Cash Accounts vs Margin Accounts
Ok, today is the day, you have finally decided to open an account with a brokerage firm! Assuming you have done some research on the fees different brokerage firms have, and based on your location, you have made a choice. Now the next question you have to answer is what type of account you want to open. Is it a margin or a cash account? To answer this question let us analyze the two.
A cash account allows you to buy securities (eg: stocks, bonds, index funds, etc.) using only the capital that you have. Therefore, with a cash account, the most you could potentially lose is capped to the amount you invest. Additionally, you can give the brokerage firm permission to do share lending / securities lending. This means that the shares held in your cash account can be lent to other interested parties, generating an additional return for you, the investor.

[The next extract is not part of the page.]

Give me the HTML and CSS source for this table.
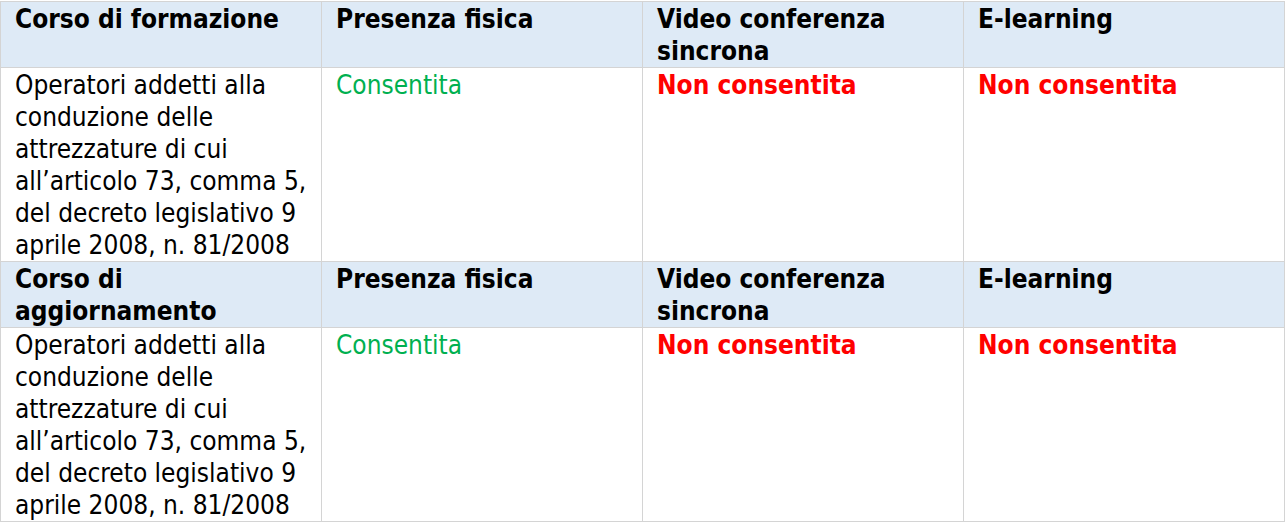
FILE: index.html
```html
<!DOCTYPE html>
<html lang="it">
<head>
<meta charset="utf-8">
<title>Corsi</title>
<link rel="stylesheet" href="styles.css">
</head>
<body>
<div class="wrap">
<table class="grid">
  <colgroup><col class="c"><col class="c"><col class="c"><col class="c"></colgroup>
  <tr class="head">
    <th>Corso di formazione</th>
    <th>Presenza fisica</th>
    <th>Video conferenza sincrona</th>
    <th>E-learning</th>
  </tr>
  <tr class="body">
    <td>Operatori addetti alla conduzione delle attrezzature di cui all’articolo 73, comma 5, del decreto legislativo 9 aprile 2008, n. 81/2008</td>
    <td class="ok">Consentita</td>
    <td class="no">Non consentita</td>
    <td class="no">Non consentita</td>
  </tr>
  <tr class="head">
    <th>Corso di aggiornamento</th>
    <th>Presenza fisica</th>
    <th>Video conferenza sincrona</th>
    <th>E-learning</th>
  </tr>
  <tr class="body">
    <td>Operatori addetti alla conduzione delle attrezzature di cui all’articolo 73, comma 5, del decreto legislativo 9 aprile 2008, n. 81/2008</td>
    <td class="ok">Consentita</td>
    <td class="no">Non consentita</td>
    <td class="no">Non consentita</td>
  </tr>
</table>
<span class="handle"></span>
</div>
</body>
</html>
```
FILE: styles.css
```css
html, body {
  margin: 0;
  padding: 0;
  background: #ffffff;
}
.wrap {
  position: relative;
  width: 1284px;
  padding-top: 1px;
}
.grid {
  border-collapse: collapse;
  table-layout: fixed;
  width: 1284px;
  font-family: "DejaVu Sans Condensed", "DejaVu Sans", sans-serif;
  font-size: 26px;
  line-height: 32px;
  color: #000000;
}
.c { width: 321px; }
.grid th, .grid td {
  border: 1px solid #d4d4d4;
  padding: 1px 8px 0 14px;
  text-align: left;
  vertical-align: top;
}
.head th {
  background: #deeaf6;
  font-weight: bold;
}
.body td { font-weight: normal; }
.grid td.ok { color: #00b050; }
.grid td.no { color: #ff0000; font-weight: bold; }
.handle {
  position: absolute;
  left: 1284px;
  top: 522px;
  width: 3px;
  height: 4px;
  background: #8a8a8a;
}
```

A margin account allows you to borrow money from your broker to buy more securities than you could purchase with the capital that you have. This allows you to potentially amplify your returns, but you could also potentially lose more money than you have in your account. Therefore, a margin account enables you to use leverage to increase the potential returns of your investment. The securities purchased are the collateral for the loan. If the securities purchased decline in value, the same happens to the value of the collateral supporting your loan. Thus, as a result, the broker could sell assets in any of the accounts that you have with them, to maintain the required equity in the account for your loan.
Let us take two examples, a positive and a negative one.
Positive example
Let us assume you have $1000 in your margin account, but you want to buy securities that cost $2000. Therefore, you borrow $1000 from your broker to purchase securities worth $2000. The value of the securities serves as collateral for the loan the broker has given you. If the value of the securities increases to $3000 and you sell them, you keep what remains after paying back the broker, plus the interest. Your proceeds equal $2000 (minus interest charges) resulting in a 100% return on your initial investment of $1000. Had you initially paid for the entire $2000 yourself and sold at $3000 your gain would only have corresponded to 50% of the initial investment.
Negative example
You have to keep in mind that leverage amplifies losses in the same way as it amplifies gains. Suppose the value of the securities decreases to $1500 and you sell them to prevent further losses. After paying your broker the $1000 you borrowed, your proceeds come to $500. You have lost 50% of your original investment. Without margin, however, a loss in value from $2000 to $1500 would only have counted for a 25% loss.
Whether you open a cash or a margin account is a personal choice that you should make based on how much risk you are comfortable taking, your experience with leverage, and your investment strategy. However, never forget that when using a margin account with leverage, you can not only potentially amplify returns but also potentially amplify losses.